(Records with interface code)
※ ※ ※

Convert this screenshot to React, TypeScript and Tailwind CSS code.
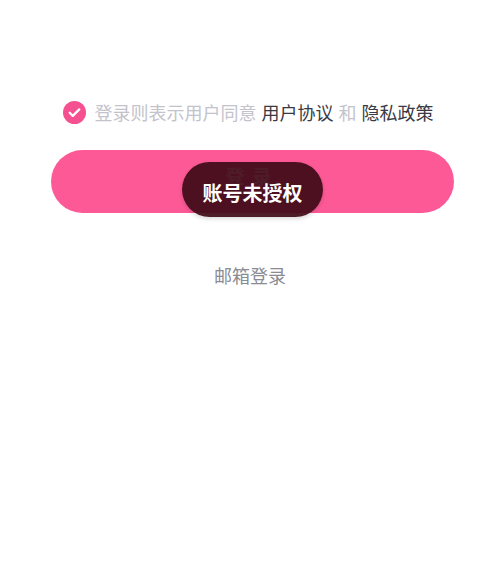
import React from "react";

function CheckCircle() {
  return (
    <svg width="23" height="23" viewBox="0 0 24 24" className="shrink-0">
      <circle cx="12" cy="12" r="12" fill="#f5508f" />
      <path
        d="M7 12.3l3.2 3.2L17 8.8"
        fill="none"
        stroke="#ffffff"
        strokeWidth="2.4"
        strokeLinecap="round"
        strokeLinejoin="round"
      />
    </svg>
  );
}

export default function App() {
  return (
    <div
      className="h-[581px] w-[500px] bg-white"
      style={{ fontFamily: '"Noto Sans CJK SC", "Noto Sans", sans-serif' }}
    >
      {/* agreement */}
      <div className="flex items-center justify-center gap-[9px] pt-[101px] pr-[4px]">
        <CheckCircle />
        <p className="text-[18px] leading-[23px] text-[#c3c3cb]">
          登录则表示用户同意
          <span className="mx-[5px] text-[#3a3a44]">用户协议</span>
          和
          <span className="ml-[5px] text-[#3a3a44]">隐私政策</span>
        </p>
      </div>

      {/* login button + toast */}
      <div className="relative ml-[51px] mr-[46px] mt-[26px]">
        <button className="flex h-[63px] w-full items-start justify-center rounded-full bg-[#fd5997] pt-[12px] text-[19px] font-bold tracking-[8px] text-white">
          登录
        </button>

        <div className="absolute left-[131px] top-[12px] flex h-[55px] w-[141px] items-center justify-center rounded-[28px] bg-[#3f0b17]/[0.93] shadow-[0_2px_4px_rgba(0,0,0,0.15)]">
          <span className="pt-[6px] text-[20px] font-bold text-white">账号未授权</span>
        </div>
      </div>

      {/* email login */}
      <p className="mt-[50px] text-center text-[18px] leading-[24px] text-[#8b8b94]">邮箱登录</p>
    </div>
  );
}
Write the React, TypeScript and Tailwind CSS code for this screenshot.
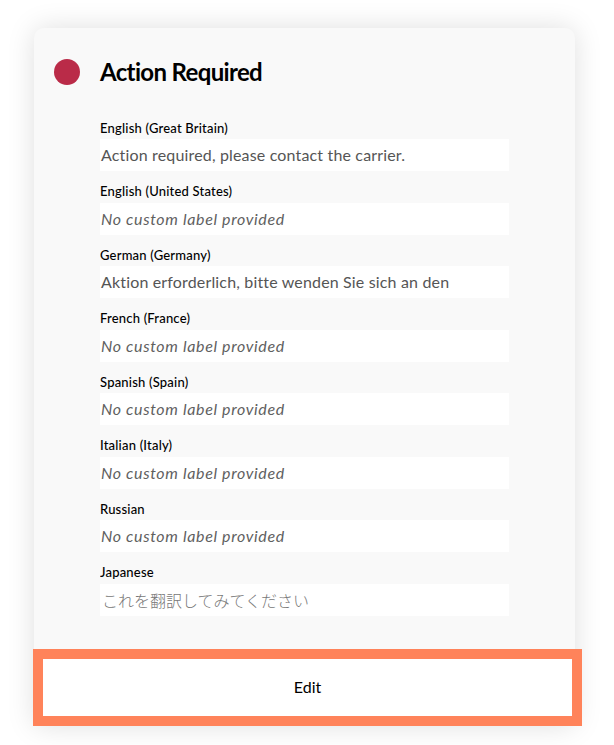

※ ※ ※

◆ TO DO ◆
Any pictures should be dropped; transcribe the rest of the records above exactly.

◆ THE COMPLETED TASK ◆
Convert this screenshot to React, TypeScript and Tailwind CSS code.
import React from "react";

function CheckCircle() {
  return (
    <svg width="23" height="23" viewBox="0 0 24 24" className="shrink-0">
      <circle cx="12" cy="12" r="12" fill="#f5508f" />
      <path
        d="M7 12.3l3.2 3.2L17 8.8"
        fill="none"
        stroke="#ffffff"
        strokeWidth="2.4"
        strokeLinecap="round"
        strokeLinejoin="round"
      />
    </svg>
  );
}

export default function App() {
  return (
    <div
      className="h-[581px] w-[500px] bg-white"
      style={{ fontFamily: '"Noto Sans CJK SC", "Noto Sans", sans-serif' }}
    >
      {/* agreement */}
      <div className="flex items-center justify-center gap-[9px] pt-[101px] pr-[4px]">
        <CheckCircle />
        <p className="text-[18px] leading-[23px] text-[#c3c3cb]">
          登录则表示用户同意
          <span className="mx-[5px] text-[#3a3a44]">用户协议</span>
          和
          <span className="ml-[5px] text-[#3a3a44]">隐私政策</span>
        </p>
      </div>

      {/* login button + toast */}
      <div className="relative ml-[51px] mr-[46px] mt-[26px]">
        <button className="flex h-[63px] w-full items-start justify-center rounded-full bg-[#fd5997] pt-[12px] text-[19px] font-bold tracking-[8px] text-white">
          登录
        </button>

        <div className="absolute left-[131px] top-[12px] flex h-[55px] w-[141px] items-center justify-center rounded-[28px] bg-[#3f0b17]/[0.93] shadow-[0_2px_4px_rgba(0,0,0,0.15)]">
          <span className="pt-[6px] text-[20px] font-bold text-white">账号未授权</span>
        </div>
      </div>

      {/* email login */}
      <p className="mt-[50px] text-center text-[18px] leading-[24px] text-[#8b8b94]">邮箱登录</p>
    </div>
  );
}
Write the React, TypeScript and Tailwind CSS code for this screenshot.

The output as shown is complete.